Telephoto Lenses Blend Background Elements into a Uniform Backdrop

One option is to have one color in the background, or a mixture of the colors that nature gives you. Telephoto lenses have a shallow depth of field, and if you can find an even color combination to serve as your background, and keep an adequate distance that lets the colors blend together, it’s easy to create uniform backgrounds. What is not so easy is to find a big enough area in the field that does not have great contrast between shapes, light, or colors, such as the line between sky and ground, or water and reeds.

Image

Mallard brood with parent (Anas platyrhynchos). Left outside the depth of field, the blurred parent provides additional information in the image but lets the young claim the main stage.
Canon EOS-1D Mark III, 500mm f/4.0, 1/1600 second, f/5.0, ISO 1600, Gitzo tripod, Manfrotto 501 video head, blind. Parainen, Finland, May 2009.

Image

Great Egrets fishing (Ardea alba). Neither the number of birds nor their environment is the main theme in this image, but both play a valuable role in creating the general atmosphere.
Nikon D300, Tokina 10–17mm f/3.5–4.5, 1/50 second, 16mm, f/11.0, ISO 400, two Nikon SB-800 flashes, manual focus, remote control head, blind. Pusztaszer, Hungary, June 2009.

Image

Common Chiffchaff at a drinking pool (Phylloscopus collybita). A sand dune in the background is blurred and blends in to a completely harmonious background, allowing the small bees to be clearly projected against it.
Nikon D300, 300mm f/2.8, 1/1250 second, f/5.6, ISO 640, manual focus, Gitzo tripod and video head, blind. Pusztaszer, Hungary, May 2008.

Image

A Green-crowned Brilliant and a snake (Heliodoxa jacula). The almost homogeneous background has nuances that hint at the animals’ habitat but does not steal from the main attraction.
Nikon D300, 300mm f/2.8, 1/100 second, f/4.0, ISO 200, Canon Speedlite 550EX and 540EZ flashes, manual focus, Gitzo tripod and video head, blind. Costa Rica, February 2009.

Forests and hillsides are good backgrounds, but they aren’t always available. If your background is less than ideal, you can try photographing from a higher angle. The ground then becomes your background. Try to attract the bird to a higher level, otherwise you won’t have enough distance between your subject and your background; the background should be twice the distance between the subject and the lens, preferably even more.

With a few exceptions, the greater the distance to your background, the better the result. One exception is precipitation. When you have snowfall and rain, you should photograph against a dark background and keep the distance at less than 100 m (328 ft). When the distance is greater, there is more precipitation between the subject and the background, which causes the drops or flakes to merge into a uniform, pale mass instead of standing out individually.

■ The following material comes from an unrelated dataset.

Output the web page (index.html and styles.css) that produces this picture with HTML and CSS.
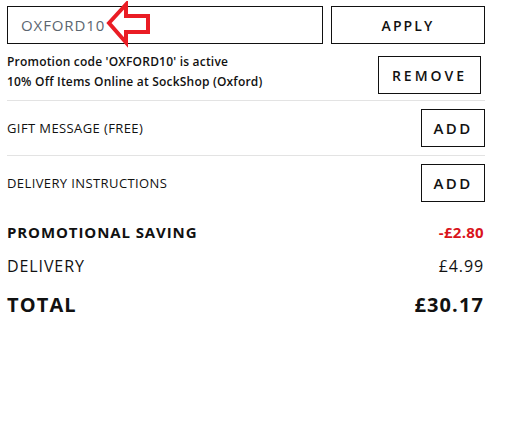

What should you do if the background is too close? The best way to blur the background is to find an angle where you have three to four times more light on the subject than on the background, which becomes blurred and doesn’t attract the viewer’s eye when it is underexposed. A general rule for sunny weather is to keep the background in the shade and the subject in sunlight. If that’s not possible, a blue sky is a good uniform background in almost all light conditions and with every focal length.

Image

European Turtle-Doves mating (Streptopelia turtur). When the light intensity varies greatly between the subject and the background, even the most restless background becomes a harmonious backdrop.
Nikon D200, 300mm f/2.8, 1/1000 second, f/2.8, ISO 400, manual focus, Gitzo tripod and video head, blind. Pusztaszer, Hungary, May 2006.

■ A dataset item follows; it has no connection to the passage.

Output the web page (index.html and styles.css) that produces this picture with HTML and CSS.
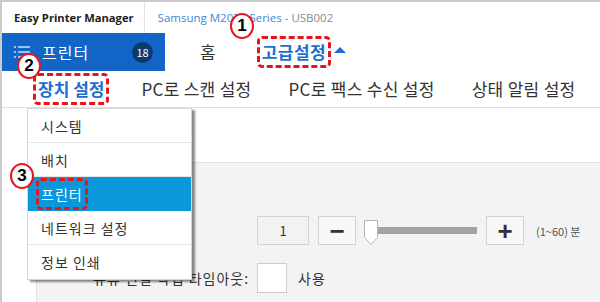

When you want to bring out details in the background, use a wide lens and stop down. When you are photographing with a telephoto lens, use the biggest possible aperture to blur the background into a uniform color. Stopping down even just one f-stop with a telephoto lens has a surprisingly big impact on the amount of information in the background.

Foreground

Do not overlook the foreground. You can create exciting effects in your image by using the elements between your camera and the subject. For example, if a bird is partially concealed behind a rock or a snowbank, include the obstructing element in your image. This way it doesn’t truncate your subject, and the viewer can see why only part of the bird is visible.

The distance between the element in the foreground and your camera should be about half of your distance to the subject. If it’s less, the element is too sharply focused and steals the attention; if it’s more, the connection between the element and the subject can be lost.

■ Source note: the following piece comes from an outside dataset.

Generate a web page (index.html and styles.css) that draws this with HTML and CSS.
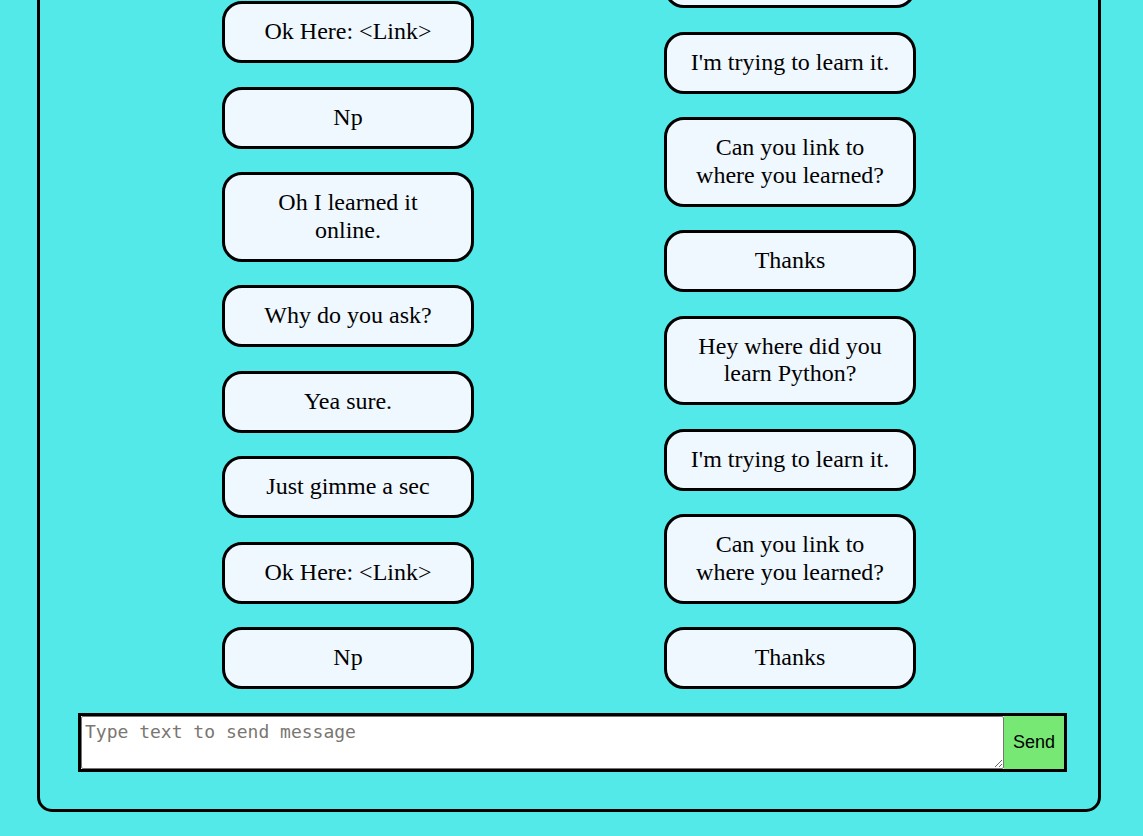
FILE: index.html
```html
<!DOCTYPE html>
<html lang="en">
<head>
<meta charset="utf-8">
<title>Chat</title>
<link rel="stylesheet" href="styles.css">
</head>
<body>
<main class="chat-box">
  <section class="messages">
    <div class="column column-left">
      <p class="bubble">Why do you ask?</p>
      <p class="bubble">Yea sure.</p>
      <p class="bubble">Just gimme a sec</p>
      <p class="bubble">Ok Here: &lt;Link&gt;</p>
      <p class="bubble">Np</p>
      <p class="bubble">Oh I learned it online.</p>
      <p class="bubble">Why do you ask?</p>
      <p class="bubble">Yea sure.</p>
      <p class="bubble">Just gimme a sec</p>
      <p class="bubble">Ok Here: &lt;Link&gt;</p>
      <p class="bubble">Np</p>
    </div>
    <div class="column column-right">
      <p class="bubble">Thanks</p>
      <p class="bubble">Hey where did you learn Python?</p>
      <p class="bubble">I'm trying to learn it.</p>
      <p class="bubble">Can you link to where you learned?</p>
      <p class="bubble">Thanks</p>
      <p class="bubble">Hey where did you learn Python?</p>
      <p class="bubble">I'm trying to learn it.</p>
      <p class="bubble">Can you link to where you learned?</p>
      <p class="bubble">Thanks</p>
    </div>
  </section>
  <form class="composer">
    <textarea class="composer-input" placeholder="Type text to send message"></textarea>
    <button type="button" class="composer-send">Send</button>
  </form>
</main>
</body>
</html>
```
FILE: styles.css
```css
html, body {
  margin: 0;
  padding: 0;
}

body {
  height: 100vh;
  overflow: hidden;
  background: #53e9e8;
  display: flex;
  flex-direction: column;
  justify-content: flex-end;
}

.chat-box {
  flex: none;
  box-sizing: border-box;
  width: 1064px;
  margin: 0 0 24px 37px;
  border: 3px solid #000;
  border-radius: 15px;
  padding: 0 0 37px 0;
  display: flex;
  flex-direction: column;
}

.messages {
  display: flex;
  justify-content: center;
  align-items: flex-end;
  gap: 190px;
}

.column {
  display: flex;
  flex-direction: column;
  gap: 23.5px;
  width: 252px;
}

.bubble {
  box-sizing: border-box;
  width: 252px;
  margin: 0;
  padding: 14.25px 20px;
  border: 3px solid #000;
  border-radius: 20px;
  background: #f0f8ff;
  color: #000;
  font-family: "Liberation Serif", "Times New Roman", serif;
  font-size: 24px;
  line-height: 27.5px;
  text-align: center;
}

.composer {
  display: flex;
  box-sizing: border-box;
  width: 989px;
  margin: 24px 0 0 38px;
  border: 3px solid #000;
  background: #fff;
}

.composer-input {
  flex: 1;
  box-sizing: border-box;
  height: 53px;
  margin: 0;
  padding: 4px 3px 2px;
  border: 1px solid #767676;
  border-radius: 2px;
  font-family: "DejaVu Sans Mono", "Liberation Mono", monospace;
  font-size: 18px;
  line-height: 22px;
  color: #000;
  background: #fff;
}

.composer-input::placeholder {
  color: #7a7670;
}

.composer-send {
  width: 60px;
  margin: 0;
  padding: 0;
  border: none;
  background: #77e874;
  font-family: "Liberation Sans", Arial, sans-serif;
  font-size: 18px;
  color: #000;
}
```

You might think that composing a good background and an interesting foreground is not that difficult, but in reality, getting them right requires time, consideration, and planning. Well-composed backgrounds and foregrounds will reward your efforts many times over, so it’s smart to put effort into them.

Image

A Great Egret preening (Ardea alba). Softly blurred snow ties the separate elements together, and the result is a balanced image.
Canon 300D, Nikon 300mm f/2.8, 1/1600 second, f/5.6, ISO 200, manual focus, self-made tripod, Gitzo video head, blind. Pusztaszer, Hungary, March 2005.